● PROBLEM TO SOLVE
Search the records below for the word "this" and show every line where it occurs.

● EXCERPTED DATA
········

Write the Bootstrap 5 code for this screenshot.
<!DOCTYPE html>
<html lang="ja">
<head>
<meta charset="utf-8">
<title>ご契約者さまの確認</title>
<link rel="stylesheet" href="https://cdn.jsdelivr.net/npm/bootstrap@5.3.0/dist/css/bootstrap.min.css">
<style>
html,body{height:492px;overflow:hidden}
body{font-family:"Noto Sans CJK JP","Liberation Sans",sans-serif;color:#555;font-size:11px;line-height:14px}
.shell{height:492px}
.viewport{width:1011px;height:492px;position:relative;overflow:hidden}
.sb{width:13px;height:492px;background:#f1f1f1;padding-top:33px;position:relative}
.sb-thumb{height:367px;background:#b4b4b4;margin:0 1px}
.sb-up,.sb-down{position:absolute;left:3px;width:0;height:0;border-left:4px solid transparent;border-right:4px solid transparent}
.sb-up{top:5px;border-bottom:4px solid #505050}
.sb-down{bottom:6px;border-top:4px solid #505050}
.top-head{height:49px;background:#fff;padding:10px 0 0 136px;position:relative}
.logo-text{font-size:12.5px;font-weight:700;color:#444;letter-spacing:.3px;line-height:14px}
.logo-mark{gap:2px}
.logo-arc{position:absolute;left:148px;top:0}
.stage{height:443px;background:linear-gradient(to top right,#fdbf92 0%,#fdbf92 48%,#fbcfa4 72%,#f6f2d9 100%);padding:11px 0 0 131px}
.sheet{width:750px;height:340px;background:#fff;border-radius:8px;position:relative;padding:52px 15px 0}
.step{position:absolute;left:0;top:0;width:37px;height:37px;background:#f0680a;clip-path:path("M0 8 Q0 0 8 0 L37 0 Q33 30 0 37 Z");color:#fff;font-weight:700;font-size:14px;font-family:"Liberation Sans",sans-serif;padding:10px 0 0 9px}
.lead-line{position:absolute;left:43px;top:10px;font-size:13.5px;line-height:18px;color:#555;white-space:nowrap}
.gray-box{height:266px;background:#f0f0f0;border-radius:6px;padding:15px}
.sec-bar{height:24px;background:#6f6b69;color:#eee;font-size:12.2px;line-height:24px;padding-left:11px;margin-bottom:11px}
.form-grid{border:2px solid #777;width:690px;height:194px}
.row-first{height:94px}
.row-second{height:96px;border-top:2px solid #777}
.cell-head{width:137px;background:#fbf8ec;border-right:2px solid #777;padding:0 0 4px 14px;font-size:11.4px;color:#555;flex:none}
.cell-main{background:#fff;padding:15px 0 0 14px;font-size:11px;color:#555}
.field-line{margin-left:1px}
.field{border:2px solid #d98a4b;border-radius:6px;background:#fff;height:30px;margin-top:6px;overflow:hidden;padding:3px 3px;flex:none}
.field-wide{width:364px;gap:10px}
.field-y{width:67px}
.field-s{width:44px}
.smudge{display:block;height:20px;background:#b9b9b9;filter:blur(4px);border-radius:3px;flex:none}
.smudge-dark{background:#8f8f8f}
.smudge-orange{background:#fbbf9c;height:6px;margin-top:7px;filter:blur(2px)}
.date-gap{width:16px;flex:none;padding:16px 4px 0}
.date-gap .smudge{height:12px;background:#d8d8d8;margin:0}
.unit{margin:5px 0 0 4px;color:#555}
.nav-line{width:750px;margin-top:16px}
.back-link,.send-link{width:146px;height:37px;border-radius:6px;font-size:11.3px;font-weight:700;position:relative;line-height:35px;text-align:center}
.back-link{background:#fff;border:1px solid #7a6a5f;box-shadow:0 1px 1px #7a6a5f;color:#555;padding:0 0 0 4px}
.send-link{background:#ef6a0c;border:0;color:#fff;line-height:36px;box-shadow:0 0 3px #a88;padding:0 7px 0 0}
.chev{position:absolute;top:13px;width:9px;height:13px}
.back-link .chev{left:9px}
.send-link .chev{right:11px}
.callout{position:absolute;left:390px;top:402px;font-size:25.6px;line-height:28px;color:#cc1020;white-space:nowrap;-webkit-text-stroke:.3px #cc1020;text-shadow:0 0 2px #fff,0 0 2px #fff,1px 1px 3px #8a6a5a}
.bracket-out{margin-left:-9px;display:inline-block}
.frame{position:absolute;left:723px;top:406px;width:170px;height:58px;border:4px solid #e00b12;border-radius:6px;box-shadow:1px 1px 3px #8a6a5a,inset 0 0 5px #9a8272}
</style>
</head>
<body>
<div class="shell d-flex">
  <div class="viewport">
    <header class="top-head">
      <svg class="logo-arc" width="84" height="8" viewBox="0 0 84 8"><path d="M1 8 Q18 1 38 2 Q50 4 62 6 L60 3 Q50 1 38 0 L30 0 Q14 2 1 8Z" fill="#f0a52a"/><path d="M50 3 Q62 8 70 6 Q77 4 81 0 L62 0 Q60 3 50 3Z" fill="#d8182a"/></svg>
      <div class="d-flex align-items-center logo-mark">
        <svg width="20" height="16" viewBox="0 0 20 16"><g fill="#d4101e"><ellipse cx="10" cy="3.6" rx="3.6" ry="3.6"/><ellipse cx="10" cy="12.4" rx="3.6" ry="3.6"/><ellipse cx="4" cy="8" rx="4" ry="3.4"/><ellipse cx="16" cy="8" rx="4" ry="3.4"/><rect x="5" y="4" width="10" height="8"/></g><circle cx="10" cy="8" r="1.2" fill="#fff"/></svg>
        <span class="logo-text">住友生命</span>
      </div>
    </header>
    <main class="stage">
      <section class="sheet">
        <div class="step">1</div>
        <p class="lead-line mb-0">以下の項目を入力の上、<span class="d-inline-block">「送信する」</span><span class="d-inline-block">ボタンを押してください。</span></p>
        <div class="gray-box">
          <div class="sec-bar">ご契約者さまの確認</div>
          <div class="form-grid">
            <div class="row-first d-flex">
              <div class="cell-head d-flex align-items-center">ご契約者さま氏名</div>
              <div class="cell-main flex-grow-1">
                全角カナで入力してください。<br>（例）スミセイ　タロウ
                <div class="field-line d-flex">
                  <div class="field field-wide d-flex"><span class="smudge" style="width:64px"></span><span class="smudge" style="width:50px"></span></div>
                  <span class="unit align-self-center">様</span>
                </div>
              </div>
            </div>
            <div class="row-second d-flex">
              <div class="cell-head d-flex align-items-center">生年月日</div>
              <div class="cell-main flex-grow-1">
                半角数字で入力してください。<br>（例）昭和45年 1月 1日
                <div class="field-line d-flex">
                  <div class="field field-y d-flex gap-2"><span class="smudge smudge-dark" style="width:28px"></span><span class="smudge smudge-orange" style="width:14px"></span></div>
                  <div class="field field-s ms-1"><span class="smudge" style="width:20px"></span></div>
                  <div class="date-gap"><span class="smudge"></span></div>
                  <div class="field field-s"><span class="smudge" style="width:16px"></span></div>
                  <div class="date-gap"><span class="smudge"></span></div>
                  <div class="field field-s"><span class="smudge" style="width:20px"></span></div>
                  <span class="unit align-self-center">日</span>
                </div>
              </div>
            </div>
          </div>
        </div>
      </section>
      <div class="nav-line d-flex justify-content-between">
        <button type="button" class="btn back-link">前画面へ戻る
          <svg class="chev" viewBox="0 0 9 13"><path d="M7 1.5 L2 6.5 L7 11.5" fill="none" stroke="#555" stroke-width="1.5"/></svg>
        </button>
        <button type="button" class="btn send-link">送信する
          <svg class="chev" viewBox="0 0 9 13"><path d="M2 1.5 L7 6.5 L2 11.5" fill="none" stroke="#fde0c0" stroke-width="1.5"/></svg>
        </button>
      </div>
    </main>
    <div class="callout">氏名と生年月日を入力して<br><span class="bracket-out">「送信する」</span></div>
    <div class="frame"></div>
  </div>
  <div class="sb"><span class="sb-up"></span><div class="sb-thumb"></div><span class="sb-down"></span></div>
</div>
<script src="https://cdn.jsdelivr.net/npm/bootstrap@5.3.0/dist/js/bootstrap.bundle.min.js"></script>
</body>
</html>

········

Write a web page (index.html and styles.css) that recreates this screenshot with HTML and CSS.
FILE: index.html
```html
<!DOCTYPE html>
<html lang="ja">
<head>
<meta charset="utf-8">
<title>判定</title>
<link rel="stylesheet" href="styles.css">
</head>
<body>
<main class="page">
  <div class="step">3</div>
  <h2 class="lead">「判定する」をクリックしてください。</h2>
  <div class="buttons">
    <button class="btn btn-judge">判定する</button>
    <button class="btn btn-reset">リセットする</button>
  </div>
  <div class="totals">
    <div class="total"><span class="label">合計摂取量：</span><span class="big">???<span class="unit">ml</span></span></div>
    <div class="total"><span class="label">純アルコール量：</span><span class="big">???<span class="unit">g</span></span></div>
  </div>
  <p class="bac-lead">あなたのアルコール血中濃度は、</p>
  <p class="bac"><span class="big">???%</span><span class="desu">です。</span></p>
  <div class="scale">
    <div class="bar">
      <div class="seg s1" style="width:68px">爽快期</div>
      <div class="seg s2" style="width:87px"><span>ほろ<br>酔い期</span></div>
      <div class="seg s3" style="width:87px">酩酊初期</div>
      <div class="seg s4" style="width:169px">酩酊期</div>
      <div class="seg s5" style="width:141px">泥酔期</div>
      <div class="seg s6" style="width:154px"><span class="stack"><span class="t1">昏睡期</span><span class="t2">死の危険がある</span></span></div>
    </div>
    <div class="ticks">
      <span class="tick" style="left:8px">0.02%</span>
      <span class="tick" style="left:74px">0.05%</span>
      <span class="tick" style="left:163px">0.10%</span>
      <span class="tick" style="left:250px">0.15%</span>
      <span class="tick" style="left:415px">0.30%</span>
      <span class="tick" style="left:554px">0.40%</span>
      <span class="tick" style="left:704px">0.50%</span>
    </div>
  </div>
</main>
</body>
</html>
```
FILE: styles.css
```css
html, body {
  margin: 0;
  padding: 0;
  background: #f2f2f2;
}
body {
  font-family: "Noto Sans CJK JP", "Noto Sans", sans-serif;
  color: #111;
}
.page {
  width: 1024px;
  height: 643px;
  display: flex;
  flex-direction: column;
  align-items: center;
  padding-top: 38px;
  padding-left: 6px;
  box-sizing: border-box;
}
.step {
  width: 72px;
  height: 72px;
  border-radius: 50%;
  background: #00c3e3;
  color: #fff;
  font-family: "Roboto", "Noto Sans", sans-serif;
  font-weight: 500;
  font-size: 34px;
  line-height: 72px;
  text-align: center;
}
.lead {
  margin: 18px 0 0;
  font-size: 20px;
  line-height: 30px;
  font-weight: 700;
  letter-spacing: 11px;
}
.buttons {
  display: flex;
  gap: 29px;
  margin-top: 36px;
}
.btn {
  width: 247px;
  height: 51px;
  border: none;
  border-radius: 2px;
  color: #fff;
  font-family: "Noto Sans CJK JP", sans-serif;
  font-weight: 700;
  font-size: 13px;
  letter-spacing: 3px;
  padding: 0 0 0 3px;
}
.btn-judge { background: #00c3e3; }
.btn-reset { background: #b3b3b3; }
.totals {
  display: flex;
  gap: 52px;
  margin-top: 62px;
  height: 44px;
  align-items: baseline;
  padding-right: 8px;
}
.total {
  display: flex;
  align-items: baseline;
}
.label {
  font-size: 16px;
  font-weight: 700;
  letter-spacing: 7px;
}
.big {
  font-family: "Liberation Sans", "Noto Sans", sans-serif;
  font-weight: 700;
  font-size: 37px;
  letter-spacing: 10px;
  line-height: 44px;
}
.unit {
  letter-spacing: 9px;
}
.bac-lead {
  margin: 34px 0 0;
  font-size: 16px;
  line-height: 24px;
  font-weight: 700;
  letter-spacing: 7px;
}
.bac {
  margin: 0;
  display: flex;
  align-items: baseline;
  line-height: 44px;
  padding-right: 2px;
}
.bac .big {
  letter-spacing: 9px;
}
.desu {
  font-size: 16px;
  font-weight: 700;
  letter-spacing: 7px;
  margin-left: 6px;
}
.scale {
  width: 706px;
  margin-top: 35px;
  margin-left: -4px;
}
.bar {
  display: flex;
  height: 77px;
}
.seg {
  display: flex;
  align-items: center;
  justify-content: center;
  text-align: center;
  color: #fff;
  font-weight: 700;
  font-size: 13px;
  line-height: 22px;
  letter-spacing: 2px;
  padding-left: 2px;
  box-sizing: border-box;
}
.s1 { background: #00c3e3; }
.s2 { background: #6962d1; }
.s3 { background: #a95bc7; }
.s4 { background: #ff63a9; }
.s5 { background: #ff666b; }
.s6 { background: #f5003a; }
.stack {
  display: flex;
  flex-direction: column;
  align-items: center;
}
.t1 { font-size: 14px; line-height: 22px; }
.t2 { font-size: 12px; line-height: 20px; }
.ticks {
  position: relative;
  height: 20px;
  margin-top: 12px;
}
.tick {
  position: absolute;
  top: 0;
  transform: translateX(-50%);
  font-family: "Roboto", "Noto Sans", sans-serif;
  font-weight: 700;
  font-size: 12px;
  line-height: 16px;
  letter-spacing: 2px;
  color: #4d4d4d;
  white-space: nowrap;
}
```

········

● RESPONSE
Write the Bootstrap 5 code for this screenshot.
Write a web page (index.html and styles.css) that recreates this screenshot with HTML and CSS.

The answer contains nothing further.